Expanding on maps as tools of wayfinding, Michael Arcega’s Prih-Sohn Stick Chart (Map of isolation chambers), 2015, uses bamboo, crystal, and natural fiber to create a map of the locations of the United States prison system’s solitary confinement units. The work directly references the Polynesian use of stick charts to map oceanic navigation, while presenting the moral and ethical issues surrounding the criminal justice system. In juxtaposition, is Val Britton’s never-before-exhibited 17-foot long Study for Voyage. Originally created as a study for her permanent public commissioned work, Voyage, at the San Francisco International Airport, this work compares and contrasts elements of the airport and its environs that have remained fixed and those elements that are in a constant state of geological or environmental flux.

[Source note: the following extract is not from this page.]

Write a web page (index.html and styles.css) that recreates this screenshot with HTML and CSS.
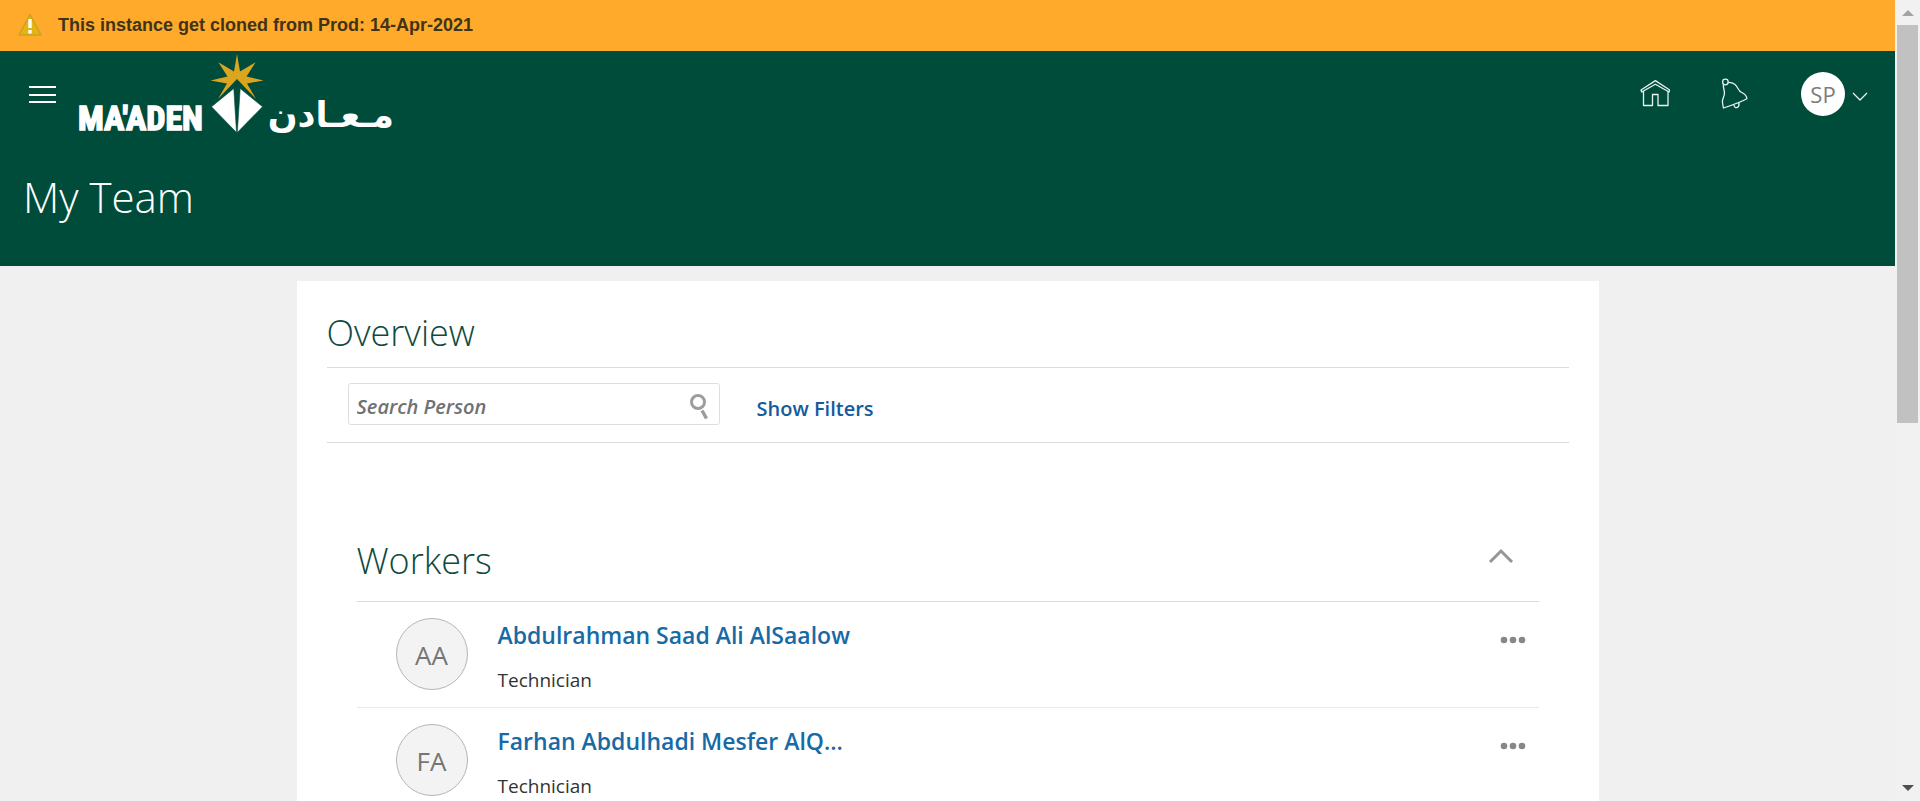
FILE: index.html
```html
<!DOCTYPE html>
<html lang="en">
<head>
<meta charset="utf-8">
<meta name="viewport" content="width=device-width, initial-scale=1">
<title>My Team</title>
<link rel="stylesheet" href="styles.css">
</head>
<body>
<div class="page">
  <div class="banner">
    <svg class="banner-icon" viewBox="0 0 24 24" aria-hidden="true">
      <path d="M12 1.500 23 22H1Z" fill="#e6b40f" stroke="#c9a227" stroke-width="1.500" stroke-linejoin="round"/>
      <path d="M12 6v9M12 17v3.500" stroke="#fff" stroke-width="3.400"/>
    </svg>
    <span>This instance get cloned from Prod: 14-Apr-2021</span>
  </div>
  <header class="header">
    <div class="topbar">
      <button class="icon-button menu" aria-label="Menu">
        <svg width="28" height="20" viewBox="0 0 28 20"><path d="M0 3h27M0 11h27M0 18h27" stroke="#fff" stroke-width="2"/></svg>
      </button>
      <a class="logo" href="#" aria-label="Ma'aden">
        <svg width="320" height="86" viewBox="77 52 320 86">
          <path fill="#dba520" d="M237 55 240 72.500 255.600 63.300 246.500 77.500 263.500 81.500 247 84.500 256 100 237 80 218 100 227 84.500 210.500 81.500 227.500 77.500 218.400 63.300 234 72.500Z"/>
          <path fill="#fff" stroke="#004c3b" stroke-width=".6" d="M211.500 107.700 233.800 89.500 236.500 133.500ZM240.200 89.500 262.500 107.700 237.300 133.500Z"/>
          <text class="logo-latin" x="78" y="131">MA'ADEN</text>
          <text class="logo-arabic" x="394" y="128" direction="rtl">مـعـادن</text>
        </svg>
      </a>
      <nav class="tools">
        <a class="tool" href="#" aria-label="Home">
          <svg width="30" height="30" viewBox="1640 79 30 30"><path d="m1641 90 14.400-9.400 14.300 9.400-.7 2-13.600-7.800-13.700 7.800Z M1643.500 91.500v14h9v-11h5.500v11h10v-14" class="line"/></svg>
        </a>
        <a class="tool bell" href="#" aria-label="Notifications">
          <svg width="30" height="32" viewBox="1720 77 30 32"><path d="M1723.400 83.500c-.5 3.500 1.500 6 1 9.500-.4 3-2.200 5-2 8l1 6c6-2 17.500-6 23.500-9.300-.4-5.200-4.500-5-7.200-7.700-2.500-2.500-3.200-9-12-8.500M1734 104c.5 4.500 5.500 3 5-2" class="line"/><circle cx="1725.400" cy="81" r="2.800" class="line"/></svg>
        </a>
        <button class="user" aria-label="Settings and actions">
          <span class="user-badge">SP</span>
          <svg class="user-arrow" width="16" height="10" viewBox="0 0 16 10"><path d="m1 1 7 7 7-7" class="line"/></svg>
        </button>
      </nav>
    </div>
    <h1 class="title">My Team</h1>
  </header>
  <main class="card">
    <h2 class="heading">Overview</h2>
    <form class="filters">
      <div class="search">
        <input class="search-input" type="text" placeholder="Search Person" aria-label="Search Person">
        <button class="icon-button find" type="button" aria-label="Search">
          <svg width="22" height="28" viewBox="0 0 22 28"><circle cx="9" cy="9" r="6.500" fill="none" stroke="#9c9e9e" stroke-width="3"/><path d="m13 17.500 4.500 8" stroke="#9c9e9e" stroke-width="3.500"/></svg>
        </button>
      </div>
      <a class="show-filters" href="#">Show Filters</a>
    </form>
    <section class="workers">
      <div class="workers-head">
        <h2 class="heading">Workers</h2>
        <button class="icon-button collapse" aria-label="Collapse Workers">
          <svg width="26" height="16" viewBox="0 0 26 16"><path d="m2 14 11-11 11 11" fill="none" stroke="#939696" stroke-width="3"/></svg>
        </button>
      </div>
      <ul class="list">
        <li class="worker">
          <span class="avatar">AA</span>
          <div class="details"><a class="name" href="#">Abdulrahman Saad Ali AlSaalow</a><span class="job">Technician</span></div>
          <button class="icon-button more" aria-label="Actions"><svg width="26" height="8" viewBox="0 0 26 8"><g fill="#858888"><circle cx="4" cy="4" r="3.300"/><circle cx="13" cy="4" r="3.300"/><circle cx="22" cy="4" r="3.300"/></g></svg></button>
        </li>
        <li class="worker">
          <span class="avatar">FA</span>
          <div class="details"><a class="name" href="#">Farhan Abdulhadi Mesfer AlQ...</a><span class="job">Technician</span></div>
          <button class="icon-button more" aria-label="Actions"><svg width="26" height="8" viewBox="0 0 26 8"><g fill="#858888"><circle cx="4" cy="4" r="3.300"/><circle cx="13" cy="4" r="3.300"/><circle cx="22" cy="4" r="3.300"/></g></svg></button>
        </li>
      </ul>
    </section>
  </main>
</div>
<div class="scrollbar" aria-hidden="true">
  <svg width="12" height="6" viewBox="0 0 12 6"><path d="M0 6 6 0l6 6Z" fill="#a3a3a3"/></svg>
  <div class="track"><div class="thumb"></div></div>
  <svg width="12" height="6" viewBox="0 0 12 6"><path d="M0 0h12L6 6Z" fill="#505050"/></svg>
</div>
</body>
</html>
```
FILE: styles.css
```css
* { box-sizing: border-box; }

body {
  margin: 0;
  height: 100vh;
  display: flex;
  overflow: hidden;
  background: #f0f0f0;
  font-family: "Open Sans", "Noto Sans", sans-serif;
  color: #333;
}

a { text-decoration: none; }
svg { display: block; }

.page {
  flex: 1;
  min-width: 0;
  overflow: hidden;
}

.icon-button {
  padding: 0;
  border: 0;
  background: none;
  cursor: pointer;
}

.line {
  fill: none;
  stroke: #e8f2ef;
  stroke-width: 1.3;
  stroke-linejoin: round;
}

.banner {
  display: flex;
  align-items: center;
  gap: 16px;
  height: 51px;
  padding: 0 18px 1px;
  background: #ffaa2b;
  color: #403418;
  font: bold 18px "Liberation Sans", Arial, sans-serif;
}

.banner-icon { width: 24px; height: 24px; }

.header {
  min-height: 215px;
  background: #004c3b;
  color: #fff;
}

.topbar {
  display: flex;
  align-items: center;
  height: 86px;
  padding: 0 27px 0 29px;
}

.logo { margin-left: 20px; }

.logo-latin {
  font: bold 34px "Roboto Condensed", Roboto, sans-serif;
  fill: #fff;
  stroke: #fff;
  stroke-width: 1.5;
}

.logo-arabic {
  font: bold 35px "DejaVu Sans", sans-serif;
  fill: #fff;
}

.tools {
  display: flex;
  align-items: center;
  margin-left: auto;
}

.bell { margin-left: 50px; }

.user {
  display: flex;
  align-items: center;
  gap: 7px;
  margin-left: 51px;
  padding: 0;
  border: 0;
  background: none;
  font-family: inherit;
}

.user-badge {
  width: 44px;
  height: 44px;
  border-radius: 50%;
  background: #fff;
  color: #7c7c7c;
  font-size: 22px;
  line-height: 44px;
}

.user-arrow { margin-top: 6px; }

.title {
  margin: 0;
  padding: 28px 23px 0;
  font-size: 42px;
  font-weight: 300;
  line-height: 64px;
}

.card {
  max-width: 1302px;
  min-height: 100vh;
  margin: 15px auto 0;
  padding: 30px;
  background: #fff;
}

.heading {
  margin: 0;
  color: #0f4a40;
  font-size: 36px;
  font-weight: 300;
  line-height: 44px;
}

.filters {
  display: flex;
  align-items: center;
  gap: 37px;
  height: 76px;
  margin-top: 12px;
  padding: 0 21px 2px;
  border: solid #d6dcdf;
  border-width: 1px 0;
}

.search {
  display: flex;
  align-items: center;
  width: 372px;
  height: 42px;
  padding: 0 8px;
  border: 1px solid #d9dfe3;
  border-radius: 3px;
}

.search-input {
  flex: 1;
  min-width: 0;
  padding: 4px 0 0;
  border: 0;
  outline: 0;
  background: none;
  font: italic 600 20px "Open Sans", sans-serif;
}

.search-input::placeholder { color: #6f7173; opacity: 1; }

.find { padding-top: 6px; }

.show-filters {
  padding-top: 9px;
  color: #145c9e;
  font-size: 20px;
  font-weight: 600;
}

.workers { padding: 96px 30px 0; }

.workers-head {
  display: flex;
  align-items: center;
  justify-content: space-between;
  padding: 0 25px 18px 0;
  border-bottom: 1px solid #d6dcdf;
}

.collapse { padding-bottom: 10px; }

.list {
  margin: 0;
  padding: 0;
  list-style: none;
}

.worker {
  display: flex;
  height: 106px;
  padding: 16px 13px 0 39px;
  border-bottom: 1px solid #e6eaec;
}

.avatar {
  width: 72px;
  height: 72px;
  border: 1px solid #b5b5b5;
  border-radius: 50%;
  background: #f3f3f3;
  color: #757575;
  font-size: 26px;
  line-height: 72px;
  text-align: center;
}

.details {
  display: flex;
  flex: 1;
  flex-direction: column;
  gap: 12px;
  margin-left: 30px;
}

.name {
  color: #176aa6;
  font-size: 23px;
  font-weight: 600;
  line-height: 34px;
}

.job {
  font-size: 19px;
  line-height: 32px;
}

.more { align-self: flex-start; padding-top: 18px; }

.scrollbar {
  display: flex;
  flex-direction: column;
  align-items: center;
  width: 25px;
  padding: 10px 0;
  background: #f1f1f1;
}

.track {
  flex: 1;
  width: 21px;
  margin: 9px 0;
}

.thumb {
  height: 53%;
  background: #c1c1c1;
}
```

Further referencing contemporary political issues surrounding migration and national borders, Guillermo Galindo exhibits three newly created sound-scores as maps, printed directly onto faded, weathered flags found at the Mexico-California border. Donated to the project by the humanitarian citizen organization, Water Stations, and printed by Magnolia Editions, these discarded flags were once used to indicate the presence of water tanks for traveling migrants placed in the Calexico desert. Now they depict contemporary music scores by Galindo, that simultaneously reference modernist abstract paintings and document the realities of the life of Latin American migrants.

Iranian-American Taraneh Hemami specifically engages the concept of time and personal migration in her work. Her 66-inch diameter wax and pigment/inkjet print on vellum and paper, Recounting, fuses a classical Persian calendar with a personal travel log. This piece, made over the course of two years, is a document of the artist’s lifetime of travel and relocation and is a record of one’s search for home, work, representation, citizenship, and community.

Omar Mismar’s Paths of Love, #03, a 128-inch wide neon installation that takes the shape of the pathways the artist walked throughout San Francisco while on “dates” sourced in the allmale dating app, Grindr. Tied to his relationship with queer identity and the politics of sexual representation in his former home of Beirut, Lebanon, this work looks at the intersectionality of queer rights, geography, love, sex, technology, and ultimately, freedom. With multiple works in his oeuvre referencing human movement and LGBTQ relationships, his work interrogates where, how, with whom and in what contexts a person can express their love.

Adrien Segal presents Grewingk Glacier, an ephemeral data sculpture whose form is determined by mapping the shape of the terminus of Alaska’s Grewingk Glacier as it has receded over the last 150 years. By creating a physical form interpreted from aerial maps of the glacier's perimeter data and cast from ice melt collected from the glacier itself, the artist's work interprets how the shape of Grewingk Glacier has changed over time.This melting glacial sculpture is displayed on a custom stone plinth. The cast ice will be shown at various stages of melting throughout the duration of the exhibition. Taking an interdisciplinary approach that integrates scientific research, data visualization, history, landscape, and materiality, this work uses scientific data as a conceptual resource.